Class 3: Should be under full configuration control, including support. This part of the product needs to get worked out sometime, may as well start.
If major feedback and update is encountered during the prototype phase, a second batch of prototypes may be necessary to perform regression testing. Since prototypes are usually 2x to 5x the cost of the production units, this can be quite an expense. Some of the units can be dual purposed, although this becomes difficult in a tight schedule. You will also lose units to accidents and wear. And you may want to keep the environmental units as is for a time, in case there is something to investigate when the units hit the field. This is especially true for power and thermal issues.
Production pilot units are to wring out the actual production process. They are built to the final drawings, by the high volume manufacturer.
I don't know how many times people ask me if the Pilot units can be built at the prototype vendor. This defeats the purpose of the pilot program!

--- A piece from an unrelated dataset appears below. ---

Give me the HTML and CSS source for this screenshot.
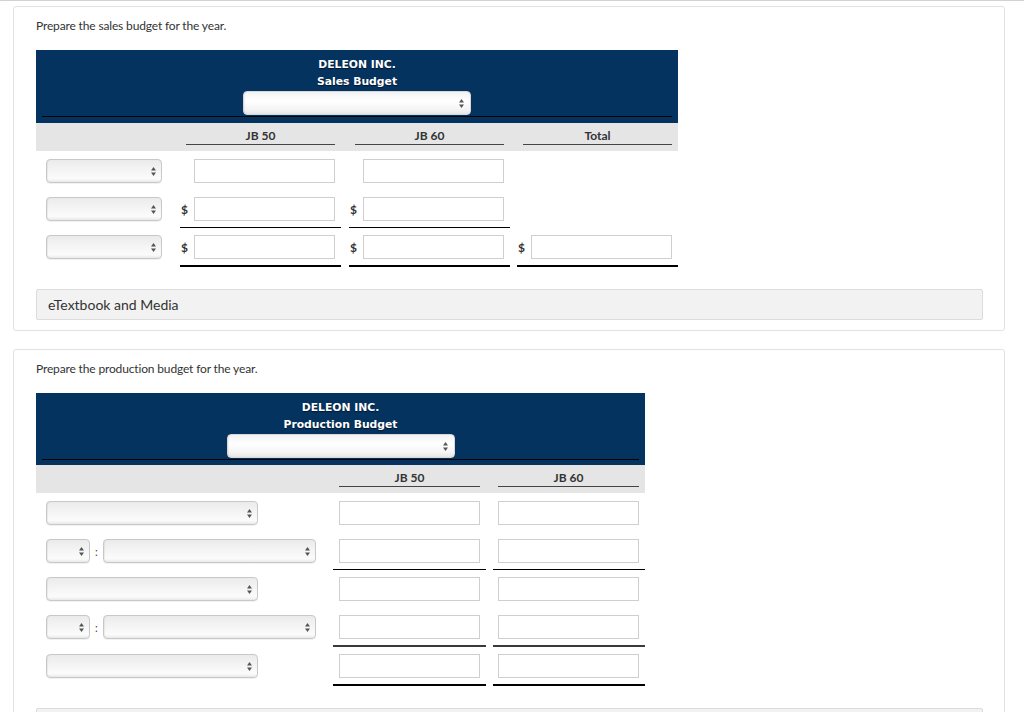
FILE: index.html
```html
<!DOCTYPE html>
<html>
<head>
<meta charset="utf-8">
<link rel="stylesheet" href="styles.css">
</head>
<body>
<div class="card">
  <p class="prompt">Prepare the sales budget for the year.</p>
  <div class="budget sales">
    <div class="bhead">
      <div class="title">DELEON INC.<br>Sales Budget</div>
      <div class="hsel-wrap">
        <div class="sel hsel"><svg class="arr" width="5" height="9" viewBox="0 0 5 9"><polygon points="0,3.6 2.5,0 5,3.6"/><polygon points="0,5.4 2.5,9 5,5.4"/></svg></div>
      </div>
    </div>
    <div class="colrow scols">
      <div></div>
      <div class="lab">JB 50</div>
      <div class="lab">JB 60</div>
      <div class="lab">Total</div>
    </div>
    <div class="brow scols first">
      <div class="selcell"><div class="sel ssel"><svg class="arr" width="5" height="9" viewBox="0 0 5 9"><polygon points="0,3.6 2.5,0 5,3.6"/><polygon points="0,5.4 2.5,9 5,5.4"/></svg></div></div>
      <div class="c"><span class="dollar"></span><div class="inp"></div></div>
      <div class="c"><span class="dollar"></span><div class="inp"></div></div>
      <div></div>
    </div>
    <div class="brow scols">
      <div class="selcell"><div class="sel ssel"><svg class="arr" width="5" height="9" viewBox="0 0 5 9"><polygon points="0,3.6 2.5,0 5,3.6"/><polygon points="0,5.4 2.5,9 5,5.4"/></svg></div></div>
      <div class="c line"><span class="dollar">$</span><div class="inp"></div></div>
      <div class="c line"><span class="dollar">$</span><div class="inp"></div></div>
      <div></div>
    </div>
    <div class="brow scols">
      <div class="selcell"><div class="sel ssel"><svg class="arr" width="5" height="9" viewBox="0 0 5 9"><polygon points="0,3.6 2.5,0 5,3.6"/><polygon points="0,5.4 2.5,9 5,5.4"/></svg></div></div>
      <div class="c thick"><span class="dollar">$</span><div class="inp"></div></div>
      <div class="c thick"><span class="dollar">$</span><div class="inp"></div></div>
      <div class="c thick"><span class="dollar">$</span><div class="inp"></div></div>
    </div>
  </div>
  <div class="media">eTextbook and Media</div>
</div>

<div class="card">
  <p class="prompt">Prepare the production budget for the year.</p>
  <div class="budget prod">
    <div class="bhead">
      <div class="title">DELEON INC.<br>Production Budget</div>
      <div class="hsel-wrap">
        <div class="sel hsel"><svg class="arr" width="5" height="9" viewBox="0 0 5 9"><polygon points="0,3.6 2.5,0 5,3.6"/><polygon points="0,5.4 2.5,9 5,5.4"/></svg></div>
      </div>
    </div>
    <div class="colrow pcols">
      <div></div>
      <div class="lab">JB 50</div>
      <div class="lab">JB 60</div>
    </div>
    <div class="brow pcols first">
      <div class="selcell"><div class="sel wsel"><svg class="arr" width="5" height="9" viewBox="0 0 5 9"><polygon points="0,3.6 2.5,0 5,3.6"/><polygon points="0,5.4 2.5,9 5,5.4"/></svg></div></div>
      <div class="c"><div class="inp"></div></div>
      <div class="c"><div class="inp"></div></div>
    </div>
    <div class="brow pcols">
      <div class="selcell"><div class="sel tsel"><svg class="arr" width="5" height="9" viewBox="0 0 5 9"><polygon points="0,3.6 2.5,0 5,3.6"/><polygon points="0,5.4 2.5,9 5,5.4"/></svg></div><span class="colon">:</span><div class="sel w2sel"><svg class="arr" width="5" height="9" viewBox="0 0 5 9"><polygon points="0,3.6 2.5,0 5,3.6"/><polygon points="0,5.4 2.5,9 5,5.4"/></svg></div></div>
      <div class="c line"><div class="inp"></div></div>
      <div class="c line"><div class="inp"></div></div>
    </div>
    <div class="brow pcols">
      <div class="selcell"><div class="sel wsel"><svg class="arr" width="5" height="9" viewBox="0 0 5 9"><polygon points="0,3.6 2.5,0 5,3.6"/><polygon points="0,5.4 2.5,9 5,5.4"/></svg></div></div>
      <div class="c"><div class="inp"></div></div>
      <div class="c"><div class="inp"></div></div>
    </div>
    <div class="brow pcols">
      <div class="selcell"><div class="sel tsel"><svg class="arr" width="5" height="9" viewBox="0 0 5 9"><polygon points="0,3.6 2.5,0 5,3.6"/><polygon points="0,5.4 2.5,9 5,5.4"/></svg></div><span class="colon">:</span><div class="sel w2sel"><svg class="arr" width="5" height="9" viewBox="0 0 5 9"><polygon points="0,3.6 2.5,0 5,3.6"/><polygon points="0,5.4 2.5,9 5,5.4"/></svg></div></div>
      <div class="c line2"><div class="inp"></div></div>
      <div class="c line2"><div class="inp"></div></div>
    </div>
    <div class="brow pcols">
      <div class="selcell"><div class="sel wsel"><svg class="arr" width="5" height="9" viewBox="0 0 5 9"><polygon points="0,3.6 2.5,0 5,3.6"/><polygon points="0,5.4 2.5,9 5,5.4"/></svg></div></div>
      <div class="c thick"><div class="inp"></div></div>
      <div class="c thick"><div class="inp"></div></div>
    </div>
  </div>
  <div class="media">eTextbook and Media</div>
</div>
</body>
</html>
```

FILE: styles.css
```css
html, body {
  background: #fff;
}
body {
  margin: 0;
  border-top: 1px solid #d2d2d2;
  padding: 5px 19px 0 13px;
  font-family: Lato, "Open Sans", sans-serif;
  color: #333;
  overflow: hidden;
}
.card {
  border: 1px solid #e2e2e2;
  border-radius: 3px;
  padding: 11px 21px 10px 22px;
  margin-bottom: 18px;
}
.prompt {
  margin: 0 0 16px;
  font-size: 12px;
  line-height: 16px;
  letter-spacing: -0.15px;
  color: #333;
}
.budget.sales { width: 642px; }
.budget.prod { width: 609px; }

.bhead {
  background: #043360;
  padding: 6px 6px 6px;
}
.prod .bhead { padding-bottom: 5px; }
.title {
  text-align: center;
  color: #fff;
  font-family: "DejaVu Sans", Verdana, sans-serif;
  font-weight: bold;
  font-size: 10.8px;
  line-height: 17px;
  text-shadow: 0 1px 1px rgba(0,0,0,0.6);
}
.hsel-wrap {
  display: flex;
  justify-content: center;
  padding: 1px 0 1px;
  border-bottom: 1px solid #000;
}
.sel {
  box-sizing: border-box;
  height: 24px;
  border: 1px solid #c8c8c8;
  border-radius: 4px;
  background: linear-gradient(#ebebeb, #f6f6f6 55%, #fbfbfb 85%, #e9e9e9);
  box-shadow: inset 1px 0 1px rgba(0,0,0,0.06), 0 1px 0 rgba(0,0,0,0.05);
  display: flex;
  align-items: center;
  justify-content: flex-end;
  padding-right: 5px;
}
.hsel {
  width: 228px;
  background: linear-gradient(#f3f3f3, #ffffff 40%, #f4f4f4 80%, #e6e6e6);
  border-color: #d8d8d8;
  padding-right: 6px;
}
.arr polygon { fill: #555; }
.ssel { width: 116px; }
.wsel { width: 212px; }
.tsel { width: 44px; }
.w2sel { width: 213px; }
.colon {
  width: 13px;
  text-align: center;
  font-size: 11px;
  color: #444;
}

.scols {
  display: grid;
  grid-template-columns: 144px 169px 168px 161px;
}
.pcols {
  display: grid;
  grid-template-columns: 297px 160px 152px;
}
.colrow {
  background: #e5e5e5;
  height: 28px;
}
.lab {
  width: 149px;
  margin: 4px 0 0 6px;
  height: 17px;
  border-bottom: 1px solid #444;
  font-size: 12px;
  font-weight: bold;
  line-height: 17px;
  text-align: center;
  color: #333;
}
.pcols .lab { width: 141px; }
.pcols .lab:last-child { margin-left: 5px; }

.brow { align-items: start; }
.selcell {
  display: flex;
  align-items: center;
  padding: 7px 0 0 10px;
}
.c {
  display: flex;
  align-items: center;
  width: 161px;
  box-sizing: border-box;
  padding: 7px 0 6px;
  border-bottom: 1px solid transparent;
}
.first .c, .first .selcell { padding-top: 8px; }
.pcols .c { width: 153px; padding-left: 6px; }
.pcols .c:last-child { width: 152px; padding-left: 5px; }
.c.line { border-bottom: 1px solid #000; }
.c.line2 { border-bottom: 2px solid #3a3a3a; padding-bottom: 6px; }
.c.thick { border-bottom: 2px solid #000; }
.dollar {
  width: 14px;
  flex: none;
  font-size: 12px;
  font-weight: bold;
  color: #333;
  padding-left: 1px;
  box-sizing: border-box;
}
.inp {
  box-sizing: border-box;
  width: 141px;
  height: 24px;
  border: 1px solid #cfcfcf;
  background: #fff;
}
.media {
  margin-top: 22px;
  height: 31px;
  box-sizing: border-box;
  border: 1px solid #dcdcdc;
  border-radius: 2px;
  background: #f2f2f2;
  padding-left: 11px;
  font-size: 14px;
  line-height: 29px;
  color: #333;
}
```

There is some reasonable number of units built, usually selected by the production house and/or Quality. They are then tested and inspected to make sure that the drawing package is complete, and the line understands and can execute the production run. This run is used to determine the final costs, and also to demonstrate any in process quality actions that must occur before introduction. It includes testing, the shipping concepts, enclosed paper and manuals, quality feedback processes including electronic transfers and failure analysis, the works. There may be a few Engineering Changes, but this should be mostly a production methods test.

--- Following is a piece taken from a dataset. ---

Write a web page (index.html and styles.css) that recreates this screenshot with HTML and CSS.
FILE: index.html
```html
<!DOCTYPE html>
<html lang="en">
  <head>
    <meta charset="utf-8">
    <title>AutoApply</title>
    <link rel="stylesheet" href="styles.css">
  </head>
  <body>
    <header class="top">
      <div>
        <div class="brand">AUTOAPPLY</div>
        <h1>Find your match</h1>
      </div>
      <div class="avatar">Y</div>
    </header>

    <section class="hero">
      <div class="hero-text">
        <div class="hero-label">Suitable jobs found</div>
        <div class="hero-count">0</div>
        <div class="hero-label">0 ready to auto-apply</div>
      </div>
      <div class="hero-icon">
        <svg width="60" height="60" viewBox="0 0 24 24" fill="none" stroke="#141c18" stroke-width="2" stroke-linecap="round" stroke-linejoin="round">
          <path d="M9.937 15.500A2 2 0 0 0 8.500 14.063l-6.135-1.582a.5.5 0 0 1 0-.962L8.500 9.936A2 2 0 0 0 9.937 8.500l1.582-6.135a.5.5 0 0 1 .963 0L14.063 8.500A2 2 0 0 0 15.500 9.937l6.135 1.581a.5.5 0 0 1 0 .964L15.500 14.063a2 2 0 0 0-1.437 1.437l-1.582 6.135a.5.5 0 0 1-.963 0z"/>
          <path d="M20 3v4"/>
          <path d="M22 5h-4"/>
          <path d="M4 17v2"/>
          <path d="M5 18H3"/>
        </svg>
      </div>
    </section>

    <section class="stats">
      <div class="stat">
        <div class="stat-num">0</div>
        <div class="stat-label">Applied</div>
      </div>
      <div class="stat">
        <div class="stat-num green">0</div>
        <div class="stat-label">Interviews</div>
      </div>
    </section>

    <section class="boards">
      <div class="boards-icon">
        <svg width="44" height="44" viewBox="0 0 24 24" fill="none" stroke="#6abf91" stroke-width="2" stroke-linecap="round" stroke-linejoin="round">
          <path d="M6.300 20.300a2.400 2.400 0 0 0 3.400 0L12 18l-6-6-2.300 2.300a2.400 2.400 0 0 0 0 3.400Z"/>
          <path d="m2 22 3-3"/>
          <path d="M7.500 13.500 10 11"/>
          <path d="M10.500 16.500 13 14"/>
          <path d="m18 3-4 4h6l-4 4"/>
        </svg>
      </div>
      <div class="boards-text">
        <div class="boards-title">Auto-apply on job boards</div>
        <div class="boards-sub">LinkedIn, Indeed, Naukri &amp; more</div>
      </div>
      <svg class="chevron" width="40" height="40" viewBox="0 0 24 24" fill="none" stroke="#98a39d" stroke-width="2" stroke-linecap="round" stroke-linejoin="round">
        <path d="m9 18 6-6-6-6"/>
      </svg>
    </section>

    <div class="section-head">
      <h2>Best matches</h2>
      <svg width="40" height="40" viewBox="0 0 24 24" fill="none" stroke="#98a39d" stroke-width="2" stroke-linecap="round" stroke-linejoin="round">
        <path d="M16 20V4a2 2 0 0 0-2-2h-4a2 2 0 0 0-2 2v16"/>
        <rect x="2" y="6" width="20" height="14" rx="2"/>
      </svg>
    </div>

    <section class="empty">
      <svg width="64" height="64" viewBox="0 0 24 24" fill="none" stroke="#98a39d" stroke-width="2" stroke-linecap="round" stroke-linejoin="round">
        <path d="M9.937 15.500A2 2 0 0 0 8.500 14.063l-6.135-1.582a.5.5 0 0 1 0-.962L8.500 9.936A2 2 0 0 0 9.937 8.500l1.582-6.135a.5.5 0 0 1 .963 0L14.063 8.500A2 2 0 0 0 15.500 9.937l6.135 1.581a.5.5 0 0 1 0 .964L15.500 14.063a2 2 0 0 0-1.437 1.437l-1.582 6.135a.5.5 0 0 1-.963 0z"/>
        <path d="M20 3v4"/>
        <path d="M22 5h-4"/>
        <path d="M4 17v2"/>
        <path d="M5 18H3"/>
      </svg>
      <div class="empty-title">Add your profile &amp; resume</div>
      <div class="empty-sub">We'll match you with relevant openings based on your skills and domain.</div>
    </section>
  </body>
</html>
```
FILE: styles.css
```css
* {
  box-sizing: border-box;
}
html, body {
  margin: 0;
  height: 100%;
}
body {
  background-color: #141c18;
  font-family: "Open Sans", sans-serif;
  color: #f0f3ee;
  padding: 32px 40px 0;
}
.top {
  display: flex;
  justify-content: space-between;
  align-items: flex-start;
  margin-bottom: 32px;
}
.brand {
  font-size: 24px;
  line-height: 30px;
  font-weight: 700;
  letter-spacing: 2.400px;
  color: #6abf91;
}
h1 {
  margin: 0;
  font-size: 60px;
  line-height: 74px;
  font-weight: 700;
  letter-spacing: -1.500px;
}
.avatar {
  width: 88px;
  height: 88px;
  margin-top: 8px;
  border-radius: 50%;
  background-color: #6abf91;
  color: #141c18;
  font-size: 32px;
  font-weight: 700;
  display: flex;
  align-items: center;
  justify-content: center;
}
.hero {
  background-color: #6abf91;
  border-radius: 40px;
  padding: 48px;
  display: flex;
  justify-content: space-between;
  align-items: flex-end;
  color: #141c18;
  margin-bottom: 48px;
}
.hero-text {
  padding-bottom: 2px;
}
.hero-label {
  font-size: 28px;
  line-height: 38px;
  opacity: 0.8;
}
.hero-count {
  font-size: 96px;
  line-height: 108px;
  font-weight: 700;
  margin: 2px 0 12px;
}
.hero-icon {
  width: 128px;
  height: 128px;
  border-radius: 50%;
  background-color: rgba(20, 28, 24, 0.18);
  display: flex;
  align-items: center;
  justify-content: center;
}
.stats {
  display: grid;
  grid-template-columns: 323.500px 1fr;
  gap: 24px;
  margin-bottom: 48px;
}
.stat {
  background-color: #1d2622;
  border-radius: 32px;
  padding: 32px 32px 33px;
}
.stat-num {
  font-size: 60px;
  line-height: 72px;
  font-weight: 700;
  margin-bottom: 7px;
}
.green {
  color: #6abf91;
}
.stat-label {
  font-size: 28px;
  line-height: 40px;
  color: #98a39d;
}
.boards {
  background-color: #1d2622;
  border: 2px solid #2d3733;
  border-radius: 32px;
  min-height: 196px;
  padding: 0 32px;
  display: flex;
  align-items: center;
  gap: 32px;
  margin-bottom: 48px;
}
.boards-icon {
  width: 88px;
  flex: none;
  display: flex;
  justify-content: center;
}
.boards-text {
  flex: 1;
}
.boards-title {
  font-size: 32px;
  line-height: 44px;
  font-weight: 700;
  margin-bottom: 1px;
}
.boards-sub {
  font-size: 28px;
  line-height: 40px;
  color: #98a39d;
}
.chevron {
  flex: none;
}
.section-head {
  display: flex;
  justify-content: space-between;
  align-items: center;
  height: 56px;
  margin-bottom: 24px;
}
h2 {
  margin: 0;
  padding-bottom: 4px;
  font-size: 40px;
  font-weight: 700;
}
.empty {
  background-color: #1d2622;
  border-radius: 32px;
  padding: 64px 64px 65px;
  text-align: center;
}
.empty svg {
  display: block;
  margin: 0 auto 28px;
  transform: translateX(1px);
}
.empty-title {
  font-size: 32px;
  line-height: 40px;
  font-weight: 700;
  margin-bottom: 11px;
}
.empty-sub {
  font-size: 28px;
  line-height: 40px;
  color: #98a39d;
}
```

Pilot units can be used as prototypes or Market Penetration Units, but you will probably find that the timing does not support a reasonable schedule. It is better to stay focused on using the pilot run to support operations development.

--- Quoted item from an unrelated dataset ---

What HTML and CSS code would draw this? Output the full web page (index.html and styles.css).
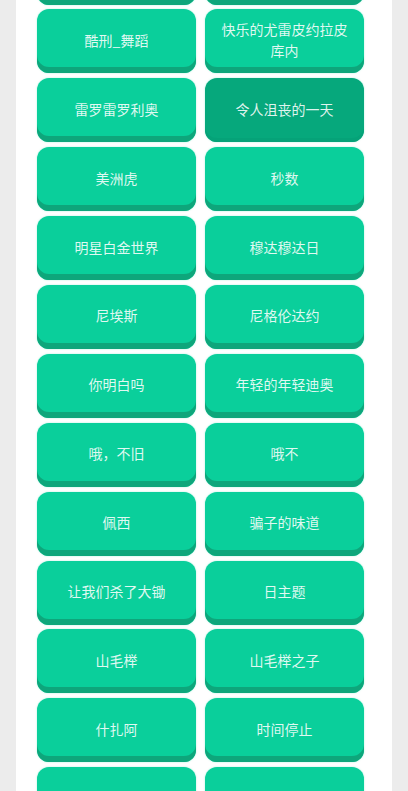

The purpose of a market penetration unit is to allow the customer to use the unit, in their own environment, to determine if the package and function suits their needs. They enable study of use cases and system development can proceed with the Market Penetration Units as examples.
Market penetration units may be prototypes, or breadboards, or pilots, or have their own construction unrelated to the eventual product. The insides of the unit need not be the production hardware or software. It may be assembled with off the shelf components, or not meet the production cost target, or will be replaced with a smaller footprint, or be implemented with a display that will not be used on the final unit.
The purpose of these units is to establish value with the customer, and use the customer feedback to design a more tightly specified product based on better knowledge of what is and is not important to the customer. For instance, you may be working on a design for a unit to be dropped from the passenger window of a heavy truck, only to find out that the unit is rarely removed in normal service. Or discover that the unit cannot be mounted easily or used properly in the locations planned, and requires a different user interface.
The cost of these is not critical, there should not be many of them. These units need to be rock solid in reliability, have predictable performance, and have a good appearance, even if they are little limited in functionality. It is much easier to convince a customer that a reliable, durable unit can be made more capable, than to convince them that a fully featured, unreliable unit can be made usable.